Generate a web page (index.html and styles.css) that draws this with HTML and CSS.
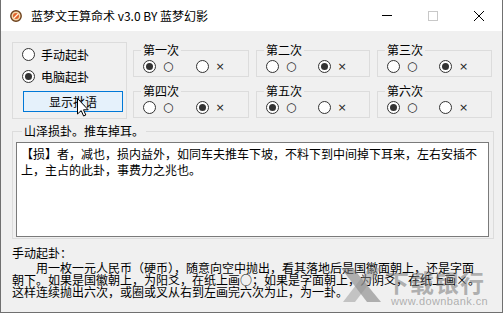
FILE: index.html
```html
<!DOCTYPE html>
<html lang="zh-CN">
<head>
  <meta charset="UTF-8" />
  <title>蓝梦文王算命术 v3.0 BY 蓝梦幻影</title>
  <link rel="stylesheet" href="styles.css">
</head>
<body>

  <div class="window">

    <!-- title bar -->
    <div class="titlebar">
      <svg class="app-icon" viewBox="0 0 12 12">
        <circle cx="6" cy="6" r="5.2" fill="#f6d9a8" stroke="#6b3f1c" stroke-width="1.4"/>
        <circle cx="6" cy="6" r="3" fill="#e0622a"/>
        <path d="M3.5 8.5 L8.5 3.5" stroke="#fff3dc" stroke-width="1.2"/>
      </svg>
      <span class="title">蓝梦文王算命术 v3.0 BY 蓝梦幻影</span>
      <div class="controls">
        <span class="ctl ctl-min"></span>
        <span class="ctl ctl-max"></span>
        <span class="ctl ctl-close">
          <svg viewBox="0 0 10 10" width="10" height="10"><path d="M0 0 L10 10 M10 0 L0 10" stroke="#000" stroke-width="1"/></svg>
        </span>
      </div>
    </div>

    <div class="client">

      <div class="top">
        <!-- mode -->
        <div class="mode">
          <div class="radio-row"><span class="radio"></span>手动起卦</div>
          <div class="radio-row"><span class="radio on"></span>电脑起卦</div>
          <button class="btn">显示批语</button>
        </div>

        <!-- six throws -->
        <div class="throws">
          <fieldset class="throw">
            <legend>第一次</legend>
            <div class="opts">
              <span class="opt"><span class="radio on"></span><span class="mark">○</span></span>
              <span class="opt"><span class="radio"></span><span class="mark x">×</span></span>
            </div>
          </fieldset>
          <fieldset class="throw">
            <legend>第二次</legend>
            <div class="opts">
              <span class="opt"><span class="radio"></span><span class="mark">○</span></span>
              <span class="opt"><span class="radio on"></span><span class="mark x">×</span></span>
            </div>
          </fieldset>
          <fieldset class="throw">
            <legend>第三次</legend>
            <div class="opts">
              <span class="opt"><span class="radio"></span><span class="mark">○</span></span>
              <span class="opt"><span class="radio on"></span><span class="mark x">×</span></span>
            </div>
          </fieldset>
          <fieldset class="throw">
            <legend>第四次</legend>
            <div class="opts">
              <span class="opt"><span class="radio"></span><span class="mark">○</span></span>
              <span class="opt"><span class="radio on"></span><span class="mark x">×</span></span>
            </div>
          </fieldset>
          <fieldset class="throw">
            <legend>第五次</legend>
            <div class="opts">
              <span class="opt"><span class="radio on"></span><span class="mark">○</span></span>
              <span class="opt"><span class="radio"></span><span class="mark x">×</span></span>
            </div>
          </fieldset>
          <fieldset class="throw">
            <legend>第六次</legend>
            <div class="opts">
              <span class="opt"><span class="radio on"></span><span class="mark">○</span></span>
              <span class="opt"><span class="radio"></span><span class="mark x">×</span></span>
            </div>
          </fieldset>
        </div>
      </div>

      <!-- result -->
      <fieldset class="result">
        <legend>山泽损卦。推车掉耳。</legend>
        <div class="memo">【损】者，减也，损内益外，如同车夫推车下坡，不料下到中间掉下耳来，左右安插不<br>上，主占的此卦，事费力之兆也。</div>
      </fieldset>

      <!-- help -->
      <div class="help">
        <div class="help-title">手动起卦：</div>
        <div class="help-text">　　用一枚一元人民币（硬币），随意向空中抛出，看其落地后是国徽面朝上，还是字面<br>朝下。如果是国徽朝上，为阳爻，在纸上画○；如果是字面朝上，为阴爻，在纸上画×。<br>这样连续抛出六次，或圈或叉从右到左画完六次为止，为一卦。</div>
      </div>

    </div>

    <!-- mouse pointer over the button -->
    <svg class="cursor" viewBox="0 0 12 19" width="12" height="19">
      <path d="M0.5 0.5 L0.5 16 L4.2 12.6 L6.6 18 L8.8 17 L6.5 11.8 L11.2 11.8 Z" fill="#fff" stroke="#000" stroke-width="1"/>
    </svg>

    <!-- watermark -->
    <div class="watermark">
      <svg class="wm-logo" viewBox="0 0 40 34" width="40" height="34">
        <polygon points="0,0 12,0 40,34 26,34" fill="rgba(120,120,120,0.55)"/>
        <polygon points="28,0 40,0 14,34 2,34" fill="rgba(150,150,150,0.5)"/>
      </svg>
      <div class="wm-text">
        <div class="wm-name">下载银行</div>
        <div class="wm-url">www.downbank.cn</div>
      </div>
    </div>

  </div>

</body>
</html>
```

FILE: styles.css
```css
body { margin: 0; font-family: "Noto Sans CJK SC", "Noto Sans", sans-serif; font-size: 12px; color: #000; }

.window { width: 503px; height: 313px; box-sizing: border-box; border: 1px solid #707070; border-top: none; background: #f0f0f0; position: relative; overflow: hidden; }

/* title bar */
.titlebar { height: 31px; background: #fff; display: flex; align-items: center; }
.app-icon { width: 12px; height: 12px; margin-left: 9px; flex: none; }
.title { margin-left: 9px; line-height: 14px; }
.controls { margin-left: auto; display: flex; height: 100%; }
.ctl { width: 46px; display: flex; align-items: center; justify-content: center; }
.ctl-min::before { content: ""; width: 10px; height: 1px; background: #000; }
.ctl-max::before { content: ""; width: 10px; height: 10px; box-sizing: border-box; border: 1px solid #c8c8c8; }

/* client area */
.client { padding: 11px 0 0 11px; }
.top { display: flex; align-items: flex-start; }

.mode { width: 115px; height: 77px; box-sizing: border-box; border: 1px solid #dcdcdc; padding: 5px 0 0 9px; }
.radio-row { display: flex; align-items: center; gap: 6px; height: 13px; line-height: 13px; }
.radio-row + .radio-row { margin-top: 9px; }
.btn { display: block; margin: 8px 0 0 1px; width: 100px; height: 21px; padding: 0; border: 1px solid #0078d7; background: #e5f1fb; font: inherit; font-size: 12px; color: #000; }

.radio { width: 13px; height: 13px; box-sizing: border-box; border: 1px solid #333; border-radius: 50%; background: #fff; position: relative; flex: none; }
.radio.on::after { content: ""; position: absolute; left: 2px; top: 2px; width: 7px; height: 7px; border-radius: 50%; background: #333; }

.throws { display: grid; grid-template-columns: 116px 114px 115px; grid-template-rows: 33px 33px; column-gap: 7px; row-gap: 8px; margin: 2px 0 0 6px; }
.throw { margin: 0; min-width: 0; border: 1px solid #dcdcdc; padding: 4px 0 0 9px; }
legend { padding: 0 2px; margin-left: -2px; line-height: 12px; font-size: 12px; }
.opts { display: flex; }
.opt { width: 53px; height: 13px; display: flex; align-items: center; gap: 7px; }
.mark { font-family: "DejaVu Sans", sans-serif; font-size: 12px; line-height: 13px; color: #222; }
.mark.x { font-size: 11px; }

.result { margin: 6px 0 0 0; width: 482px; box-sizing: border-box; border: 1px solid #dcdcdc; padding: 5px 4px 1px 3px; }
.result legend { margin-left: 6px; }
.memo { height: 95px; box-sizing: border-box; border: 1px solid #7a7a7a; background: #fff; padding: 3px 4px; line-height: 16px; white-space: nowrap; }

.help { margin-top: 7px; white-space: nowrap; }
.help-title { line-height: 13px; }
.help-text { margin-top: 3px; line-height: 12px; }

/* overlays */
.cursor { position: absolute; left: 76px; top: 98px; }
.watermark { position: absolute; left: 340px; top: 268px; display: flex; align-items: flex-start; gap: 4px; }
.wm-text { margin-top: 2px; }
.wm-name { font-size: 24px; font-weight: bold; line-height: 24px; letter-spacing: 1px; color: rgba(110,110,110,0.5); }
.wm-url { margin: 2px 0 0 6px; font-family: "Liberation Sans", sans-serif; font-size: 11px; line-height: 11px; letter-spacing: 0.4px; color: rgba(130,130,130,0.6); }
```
- - - - - - -
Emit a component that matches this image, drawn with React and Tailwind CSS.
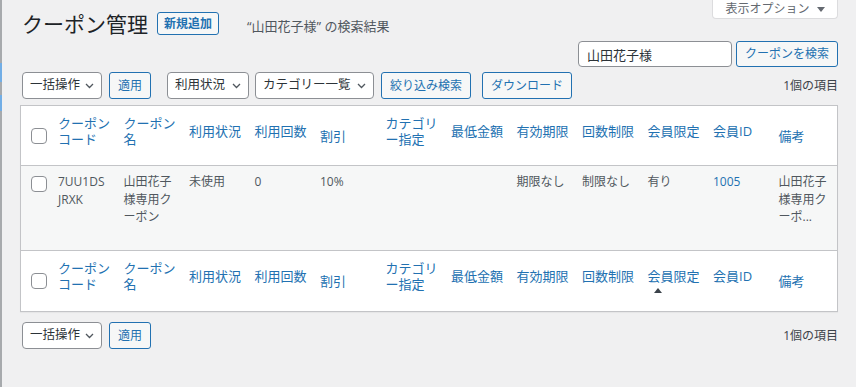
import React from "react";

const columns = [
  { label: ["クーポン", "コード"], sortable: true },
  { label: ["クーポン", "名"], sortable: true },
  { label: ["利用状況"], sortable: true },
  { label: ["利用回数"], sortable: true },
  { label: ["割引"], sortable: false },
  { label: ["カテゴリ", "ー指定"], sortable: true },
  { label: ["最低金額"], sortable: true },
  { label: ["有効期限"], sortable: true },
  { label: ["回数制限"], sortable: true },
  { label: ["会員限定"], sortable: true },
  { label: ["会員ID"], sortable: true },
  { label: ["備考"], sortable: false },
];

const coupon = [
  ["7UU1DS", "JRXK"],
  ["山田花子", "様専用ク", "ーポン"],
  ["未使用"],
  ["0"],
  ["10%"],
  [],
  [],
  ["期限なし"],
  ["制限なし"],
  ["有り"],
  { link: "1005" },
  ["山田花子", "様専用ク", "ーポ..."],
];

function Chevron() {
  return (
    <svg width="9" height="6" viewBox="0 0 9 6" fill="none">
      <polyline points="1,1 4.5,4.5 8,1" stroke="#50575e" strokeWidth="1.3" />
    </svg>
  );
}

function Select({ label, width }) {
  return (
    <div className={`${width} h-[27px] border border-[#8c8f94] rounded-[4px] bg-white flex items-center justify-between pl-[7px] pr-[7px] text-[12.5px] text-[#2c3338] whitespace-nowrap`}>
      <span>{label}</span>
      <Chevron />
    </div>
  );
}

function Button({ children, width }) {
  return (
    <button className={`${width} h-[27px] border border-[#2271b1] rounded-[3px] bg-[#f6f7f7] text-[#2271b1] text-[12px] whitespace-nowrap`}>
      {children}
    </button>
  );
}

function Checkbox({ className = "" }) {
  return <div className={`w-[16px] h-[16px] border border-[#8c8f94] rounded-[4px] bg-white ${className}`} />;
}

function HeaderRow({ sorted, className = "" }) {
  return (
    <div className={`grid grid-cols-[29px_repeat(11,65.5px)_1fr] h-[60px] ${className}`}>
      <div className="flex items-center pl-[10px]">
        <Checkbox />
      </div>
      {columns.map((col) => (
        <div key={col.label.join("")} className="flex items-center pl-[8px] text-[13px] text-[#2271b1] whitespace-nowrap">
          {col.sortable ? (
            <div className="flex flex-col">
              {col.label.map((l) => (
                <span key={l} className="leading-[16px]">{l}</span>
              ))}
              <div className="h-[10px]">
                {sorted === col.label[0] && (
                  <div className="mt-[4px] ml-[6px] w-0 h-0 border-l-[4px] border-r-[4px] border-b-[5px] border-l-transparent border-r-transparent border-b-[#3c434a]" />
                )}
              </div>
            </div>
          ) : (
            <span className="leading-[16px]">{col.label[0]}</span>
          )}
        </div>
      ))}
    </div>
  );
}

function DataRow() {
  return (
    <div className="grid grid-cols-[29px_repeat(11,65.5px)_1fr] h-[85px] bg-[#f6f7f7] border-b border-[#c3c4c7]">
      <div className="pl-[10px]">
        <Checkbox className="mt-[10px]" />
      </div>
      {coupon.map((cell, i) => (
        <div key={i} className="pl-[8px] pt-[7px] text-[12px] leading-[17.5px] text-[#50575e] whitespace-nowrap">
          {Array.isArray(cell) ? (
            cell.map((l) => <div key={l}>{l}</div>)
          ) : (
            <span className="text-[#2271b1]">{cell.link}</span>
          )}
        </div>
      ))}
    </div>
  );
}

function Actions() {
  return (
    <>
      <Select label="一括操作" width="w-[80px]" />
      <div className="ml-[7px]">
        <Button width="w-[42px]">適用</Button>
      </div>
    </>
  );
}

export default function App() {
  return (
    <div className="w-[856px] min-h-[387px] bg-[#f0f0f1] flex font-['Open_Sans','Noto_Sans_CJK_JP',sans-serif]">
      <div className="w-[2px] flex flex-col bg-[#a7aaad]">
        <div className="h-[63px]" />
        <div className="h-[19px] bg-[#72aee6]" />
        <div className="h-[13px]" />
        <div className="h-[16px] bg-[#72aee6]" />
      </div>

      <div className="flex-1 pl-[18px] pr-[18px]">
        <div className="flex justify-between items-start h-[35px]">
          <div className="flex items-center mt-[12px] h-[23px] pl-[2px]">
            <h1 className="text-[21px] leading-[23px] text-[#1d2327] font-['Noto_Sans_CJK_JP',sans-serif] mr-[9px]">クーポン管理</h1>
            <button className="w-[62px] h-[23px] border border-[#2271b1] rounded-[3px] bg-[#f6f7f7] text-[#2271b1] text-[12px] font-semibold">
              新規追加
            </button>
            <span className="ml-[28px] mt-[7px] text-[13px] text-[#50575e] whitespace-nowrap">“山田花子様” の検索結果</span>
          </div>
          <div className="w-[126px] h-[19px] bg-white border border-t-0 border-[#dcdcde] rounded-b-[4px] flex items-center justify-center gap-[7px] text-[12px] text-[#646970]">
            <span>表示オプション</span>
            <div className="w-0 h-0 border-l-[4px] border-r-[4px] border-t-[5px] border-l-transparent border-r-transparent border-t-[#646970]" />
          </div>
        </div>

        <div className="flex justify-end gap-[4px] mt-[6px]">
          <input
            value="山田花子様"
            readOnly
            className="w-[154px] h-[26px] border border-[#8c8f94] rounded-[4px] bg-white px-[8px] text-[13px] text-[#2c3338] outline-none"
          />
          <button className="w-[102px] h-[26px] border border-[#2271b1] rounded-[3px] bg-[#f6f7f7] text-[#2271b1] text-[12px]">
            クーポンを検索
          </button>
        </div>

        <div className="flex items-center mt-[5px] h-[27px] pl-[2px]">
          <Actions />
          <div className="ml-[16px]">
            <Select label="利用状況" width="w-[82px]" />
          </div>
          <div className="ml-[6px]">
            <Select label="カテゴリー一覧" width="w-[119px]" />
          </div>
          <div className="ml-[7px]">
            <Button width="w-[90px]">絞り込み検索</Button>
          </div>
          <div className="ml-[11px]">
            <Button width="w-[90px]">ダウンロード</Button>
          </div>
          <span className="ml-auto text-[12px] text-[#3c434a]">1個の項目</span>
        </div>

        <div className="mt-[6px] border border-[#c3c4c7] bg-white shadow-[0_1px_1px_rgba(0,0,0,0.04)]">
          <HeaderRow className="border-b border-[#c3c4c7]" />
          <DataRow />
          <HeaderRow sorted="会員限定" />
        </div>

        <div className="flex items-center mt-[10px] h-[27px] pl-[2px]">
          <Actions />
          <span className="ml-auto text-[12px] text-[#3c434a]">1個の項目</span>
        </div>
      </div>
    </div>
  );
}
- - - - - - -
▶ **DIRECTIVE**:
Look above and copy only the lines from the one holding "Emit a component" to the one holding "import React from", both included, exactly, minus the pictures.

▶ **WRITTEN RESPONSE**:
Emit a component that matches this image, drawn with React and Tailwind CSS.
import React from "react";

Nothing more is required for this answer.